## Problem
Where the data below has the string "components", return the whole line.
_ _ _ _
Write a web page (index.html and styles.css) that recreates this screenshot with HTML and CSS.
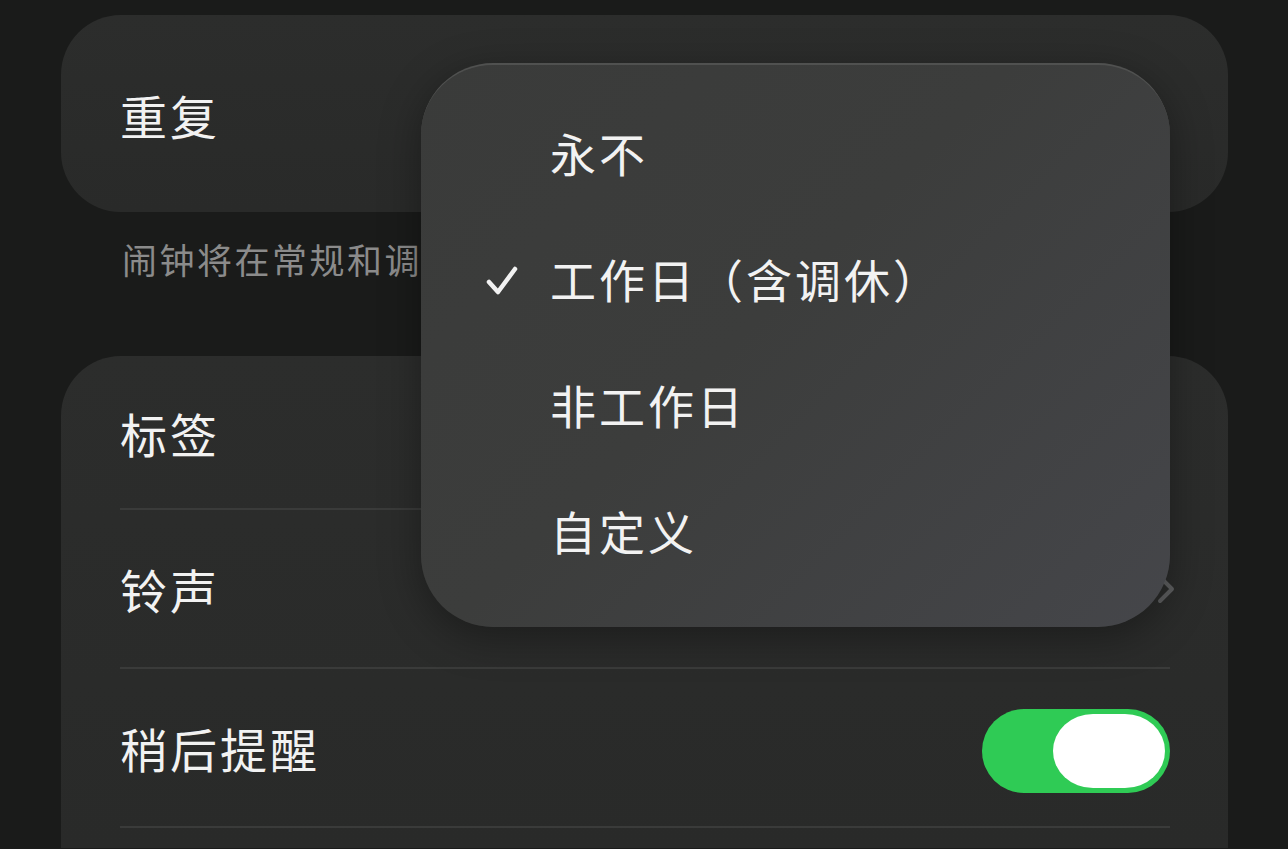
FILE: index.html
```html
<!DOCTYPE html>
<html lang="zh-CN">
<head>
<meta charset="utf-8">
<title>重复</title>
<link rel="stylesheet" href="styles.css">
</head>
<body>
<div class="screen">
  <div class="card card-repeat">
    <div class="row row-single"><span class="label">重复</span></div>
  </div>
  <p class="caption">闹钟将在常规和调休工作日响起</p>
  <div class="card card-list">
    <div class="row"><span class="label">标签</span></div>
    <div class="row"><span class="label">铃声</span><span class="chev"><svg width="20" height="32" viewBox="0 0 20 32"><polyline points="4,4 16,16 4,28" fill="none" stroke="#5e5f60" stroke-width="4" stroke-linecap="round" stroke-linejoin="round"/></svg></span></div>
    <div class="row"><span class="label">稍后提醒</span><span class="toggle"><span class="knob"></span></span></div>
  </div>

  <div class="menu">
    <div class="item"><span class="check"></span><span class="text">永不</span></div>
    <div class="item"><span class="check"><svg width="32" height="30" viewBox="0 0 32 30"><polyline points="3,16 12,26 29,3" fill="none" stroke="#f2f2f2" stroke-width="4.5" stroke-linecap="round" stroke-linejoin="round"/></svg></span><span class="text">工作日（含调休）</span></div>
    <div class="item"><span class="check"></span><span class="text">非工作日</span></div>
    <div class="item"><span class="check"></span><span class="text">自定义</span></div>
  </div>
</div>
</body>
</html>
```

FILE: styles.css
```css
html, body {
  margin: 0;
  padding: 0;
  background: #1a1b1a;
  overflow: hidden;
}
body {
  width: 1288px;
  height: 849px;
  font-family: "Noto Sans CJK SC", "Noto Sans", sans-serif;
  color: #f2f2f2;
}
.screen {
  position: relative;
  height: 849px;
  box-sizing: border-box;
  padding: 15px 60px 0 61px;
  overflow: hidden;
}
.card {
  background: linear-gradient(180deg, #2c2d2c 0%, #292a29 100%);
  border-radius: 60px;
}
.card-repeat {
  height: 197px;
  display: flex;
  align-items: center;
}
.row {
  height: 157px;
  margin: 0 58px 0 59px;
  border-bottom: 2px solid #3a3b3a;
  display: flex;
  align-items: center;
  justify-content: space-between;
}
.row-single {
  border-bottom: none;
  flex: 1;
  height: auto;
  padding-top: 2px;
}
.label {
  font-size: 47px;
  line-height: 1;
  letter-spacing: 3px;
  color: #f2f2f2;
}
.caption {
  margin: 22px 0 0 61px;
  width: 300px;
  height: 50px;
  overflow: hidden;
  font-size: 35px;
  line-height: 50px;
  color: #8b8b8b;
  letter-spacing: 2.5px;
  white-space: nowrap;
}
.card-list {
  margin-top: 72px;
  height: 492px;
  border-radius: 60px 60px 0 0;
}
.card-list .row:first-child {
  height: 152px;
}
.chev {
  display: flex;
  margin-right: -6px;
}
.toggle {
  width: 188px;
  height: 84px;
  border-radius: 42px;
  background: #2fcb55;
  display: flex;
  align-items: center;
  justify-content: flex-end;
  padding: 0 5px;
  box-sizing: border-box;
  margin-top: 6px;
}
.knob {
  width: 112px;
  height: 74px;
  border-radius: 40px / 37px;
  background: #ffffff;
}
.menu {
  position: absolute;
  left: 421px;
  top: 63px;
  width: 749px;
  height: 564px;
  box-sizing: border-box;
  border-radius: 72px;
  background: linear-gradient(135deg, #3a3b3a 0%, #3c3d3c 45%, #45464a 100%);
  border-top: 2px solid #505150;
  box-shadow: 0 10px 40px rgba(0,0,0,0.35);
  padding-top: 64px;
}
.item {
  height: 126px;
  display: flex;
  align-items: flex-start;
}
.check {
  width: 64px;
  margin-left: 65px;
  display: flex;
  padding-top: 11px;
}
.text {
  font-size: 46px;
  line-height: 1;
  letter-spacing: 3px;
  color: #f2f2f2;
}
```
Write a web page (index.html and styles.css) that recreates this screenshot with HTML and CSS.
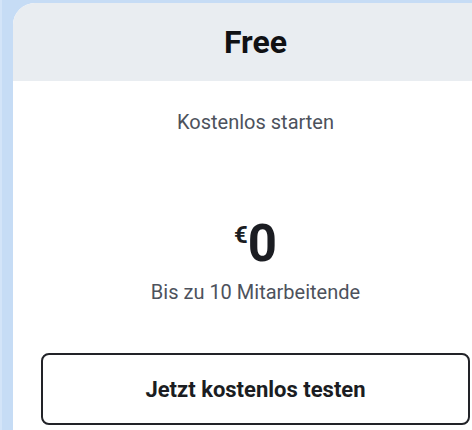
FILE: index.html
```html
<!DOCTYPE html>
<html lang="de">
<head>
<meta charset="utf-8">
<link rel="stylesheet" href="styles.css">
</head>
<body>
<div class="page">
  <div class="card">
    <div class="card-header"><h2 class="plan-name">Free</h2></div>
    <div class="card-body">
      <p class="tagline">Kostenlos starten</p>
      <div class="price"><span class="currency">€</span><span class="amount">0</span></div>
      <p class="limit">Bis zu 10 Mitarbeitende</p>
      <button class="cta">Jetzt kostenlos testen</button>
    </div>
  </div>
</div>
</body>
</html>
```
FILE: styles.css
```css
html, body {
  margin: 0;
  padding: 0;
  height: 100%;
  overflow: hidden;
}
body {
  background: #c6dcf5;
  font-family: Roboto, "Liberation Sans", Arial, sans-serif;
}
.page {
  height: 100%;
  border-left: 2px solid #d3e4f8;
  padding: 3px 0 0 11px;
  box-sizing: border-box;
}
.card {
  width: 485px;
  height: 500px;
  background: #ffffff;
  border-radius: 22px 22px 0 0;
  overflow: hidden;
}
.card-header {
  height: 78px;
  background: #e9edf1;
  display: flex;
  align-items: center;
  justify-content: center;
}
.plan-name {
  margin: 0;
  font-size: 32px;
  font-weight: 700;
  line-height: 40px;
  color: #101114;
}
.card-body {
  padding: 0 28px;
  display: flex;
  flex-direction: column;
  align-items: stretch;
  text-align: center;
}
.tagline {
  margin: 28px 0 0;
  font-size: 20px;
  line-height: 26px;
  color: #4d525c;
}
.price {
  margin-top: 85px;
  height: 48px;
  display: flex;
  justify-content: center;
  align-items: flex-start;
  color: #1b1d22;
  font-weight: 700;
}
.currency {
  font-size: 24px;
  line-height: 24px;
  margin-top: 3px;
}
.amount {
  font-size: 51px;
  line-height: 48px;
}
.limit {
  margin: 11px 0 0;
  font-size: 20px;
  line-height: 26px;
  color: #4d525c;
}
.cta {
  margin-top: 48px;
  height: 72px;
  border: 2px solid #222328;
  border-radius: 8px;
  background: #ffffff;
  font-family: inherit;
  font-size: 22px;
  font-weight: 700;
  color: #1b1d22;
}
```
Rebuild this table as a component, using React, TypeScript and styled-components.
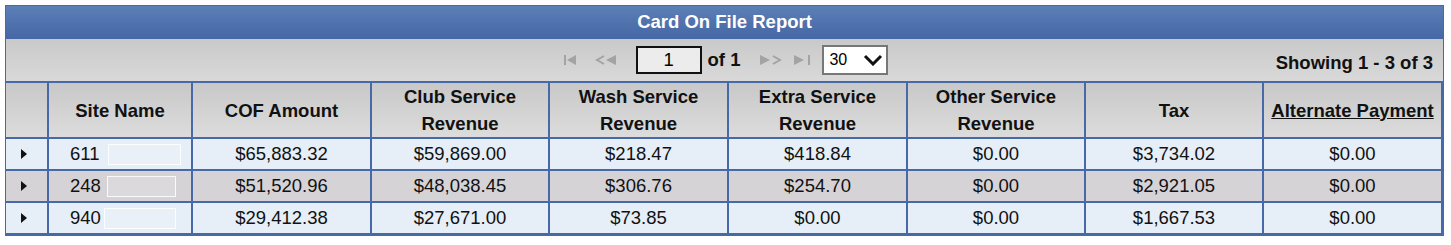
import styled, { createGlobalStyle } from "styled-components";

type Row = {
  site: string;
  maskWidth: number;
  maskGap: number;
  cof: string;
  club: string;
  wash: string;
  extra: string;
  other: string;
  tax: string;
  alt: string;
};

const rows: Row[] = [
  { site: "611", maskWidth: 73, maskGap: 8, cof: "$65,883.32", club: "$59,869.00", wash: "$218.47", extra: "$418.84", other: "$0.00", tax: "$3,734.02", alt: "$0.00" },
  { site: "248", maskWidth: 69, maskGap: 6, cof: "$51,520.96", club: "$48,038.45", wash: "$306.76", extra: "$254.70", other: "$0.00", tax: "$2,921.05", alt: "$0.00" },
  { site: "940", maskWidth: 72, maskGap: 3, cof: "$29,412.38", club: "$27,671.00", wash: "$73.85", extra: "$0.00", other: "$0.00", tax: "$1,667.53", alt: "$0.00" },
];

const COLS = "43px 144px 179px 178px 179px 179px 178px 178px 179px";
const LINE = "#4869a8";
const TEXT = "18.5px";

const GlobalStyle = createGlobalStyle`
  body {
    margin: 0;
    background: #ffffff;
    font-family: "Liberation Sans", Arial, sans-serif;
  }
`;

function App() {
  return (
    <>
      <GlobalStyle />
      <Page>
        <Panel>
          <TitleBar>Card On File Report</TitleBar>
          <Toolbar>
            <span />
            <Pager>
              <NavIcon width="12" height="10" viewBox="0 0 12 10" $gap={13}>
                <rect x="0" y="0" width="2" height="10" />
                <polygon points="12,0 12,10 3,5" />
              </NavIcon>
              <NavIcon width="27" height="10" viewBox="0 0 27 10" $gap={20}>
                <polyline points="15,1 8,5 15,9" fill="none" strokeWidth="2" />
                <polygon points="27,0 27,10 17,5" />
              </NavIcon>
              <PageInput>1</PageInput>
              <OfText>of 1</OfText>
              <NavIcon width="22" height="10" viewBox="0 0 22 10" $gap={12}>
                <polygon points="0,0 0,10 10,5" />
                <polyline points="13,1 20,5 13,9" fill="none" strokeWidth="2" />
              </NavIcon>
              <NavIcon width="18" height="10" viewBox="0 0 18 10" $gap={10}>
                <polygon points="0,0 0,10 10,5" />
                <rect x="14" y="0" width="2" height="10" />
              </NavIcon>
              <SizeSelect>
                <span>30</span>
                <svg width="20" height="12" viewBox="0 0 20 12">
                  <polyline points="2,2 10,10 18,2" fill="none" stroke="#111" strokeWidth="3" />
                </svg>
              </SizeSelect>
            </Pager>
            <Showing>Showing 1 - 3 of 3</Showing>
          </Toolbar>
          <Grid>
            <HeadCell />
            <HeadCell>Site Name</HeadCell>
            <HeadCell>COF Amount</HeadCell>
            <HeadCell>Club Service<br />Revenue</HeadCell>
            <HeadCell>Wash Service<br />Revenue</HeadCell>
            <HeadCell>Extra Service<br />Revenue</HeadCell>
            <HeadCell>Other Service<br />Revenue</HeadCell>
            <HeadCell>Tax</HeadCell>
            <HeadCell><u>Alternate Payment</u></HeadCell>
            {rows.map((r, i) => {
              const alt = i % 2 === 1;
              return (
                <RowGroup key={r.site}>
                  <Cell $alt={alt}>
                    <Expander />
                  </Cell>
                  <Cell $alt={alt} $left>
                    {r.site}
                    <Mask style={{ width: r.maskWidth, marginLeft: r.maskGap }} />
                  </Cell>
                  <Cell $alt={alt}>{r.cof}</Cell>
                  <Cell $alt={alt}>{r.club}</Cell>
                  <Cell $alt={alt}>{r.wash}</Cell>
                  <Cell $alt={alt}>{r.extra}</Cell>
                  <Cell $alt={alt}>{r.other}</Cell>
                  <Cell $alt={alt}>{r.tax}</Cell>
                  <Cell $alt={alt}>{r.alt}</Cell>
                </RowGroup>
              );
            })}
          </Grid>
        </Panel>
      </Page>
    </>
  );
}

export default App;

const Page = styled.div`
  padding: 5px 0 0 5px;
`;

const Panel = styled.div`
  width: 1439px;
  box-sizing: border-box;
  border: 1px solid ${LINE};
`;

const TitleBar = styled.div`
  height: 33px;
  display: flex;
  align-items: center;
  justify-content: center;
  padding-bottom: 1px;
  box-sizing: border-box;
  background: linear-gradient(to bottom, #5b7fb7, #4567a5);
  color: #ffffff;
  font-size: ${TEXT};
  font-weight: bold;
`;

const Toolbar = styled.div`
  height: 44px;
  box-sizing: border-box;
  border-bottom: 2px solid ${LINE};
  background: linear-gradient(to bottom, #c9c9c9, #d9d9d9);
  display: grid;
  grid-template-columns: 1fr auto 1fr;
  align-items: center;
`;

const Pager = styled.div`
  display: flex;
  align-items: center;
  margin-left: 3px;
`;

const NavIcon = styled.svg<{ $gap: number }>`
  fill: #a3a3a3;
  stroke: #a3a3a3;
  margin-right: ${(p) => p.$gap}px;
  & rect,
  & polygon {
    stroke: none;
  }
`;

const PageInput = styled.div`
  width: 66px;
  height: 28px;
  box-sizing: border-box;
  border: 2px solid #111111;
  background: #ececec;
  display: flex;
  align-items: center;
  justify-content: center;
  font-size: ${TEXT};
  color: #000;
`;

const OfText = styled.span`
  margin: 0 20px 0 6px;
  font-size: ${TEXT};
  font-weight: bold;
  color: #111;
`;

const SizeSelect = styled.div`
  width: 66px;
  height: 30px;
  box-sizing: border-box;
  border: 2px solid #777777;
  background: #ffffff;
  display: flex;
  align-items: center;
  justify-content: space-between;
  padding: 0 3px 0 5px;
  font-size: 16px;
  color: #000;
`;

const Showing = styled.div`
  justify-self: end;
  align-self: end;
  margin: 0 10px 7px 0;
  font-size: ${TEXT};
  font-weight: bold;
  color: #111;
`;

const Grid = styled.div`
  display: grid;
  grid-template-columns: ${COLS};
`;

const RowGroup = styled.div`
  display: contents;
`;

const HeadCell = styled.div`
  height: 56px;
  box-sizing: border-box;
  border-right: 2px solid ${LINE};
  border-bottom: 2px solid ${LINE};
  background: linear-gradient(to bottom, #c8c8c8, #dcdcdc);
  display: flex;
  align-items: center;
  justify-content: center;
  text-align: center;
  font-size: ${TEXT};
  font-weight: bold;
  line-height: 27px;
  color: #111;
`;

const Cell = styled.div<{ $alt?: boolean; $left?: boolean }>`
  height: 32px;
  box-sizing: border-box;
  border-right: 2px solid ${LINE};
  border-bottom: 2px solid ${LINE};
  background: ${(p) => (p.$alt ? "#d6d3d7" : "#e6eef7")};
  display: flex;
  align-items: center;
  justify-content: ${(p) => (p.$left ? "flex-start" : "center")};
  padding-left: ${(p) => (p.$left ? "21px" : "0")};
  font-size: ${TEXT};
  color: #111;
`;

const Expander = styled.span`
  width: 0;
  height: 0;
  margin-right: 5px;
  border-top: 5px solid transparent;
  border-bottom: 5px solid transparent;
  border-left: 6px solid #111;
`;

const Mask = styled.span`
  display: inline-block;
  height: 21px;
  box-sizing: border-box;
  border: 1px solid rgba(255, 255, 255, 0.85);
  background: rgba(255, 255, 255, 0.15);
`;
_ _ _ _
## Expected answer
Rebuild this table as a component, using React, TypeScript and styled-components.
import styled, { createGlobalStyle } from "styled-components";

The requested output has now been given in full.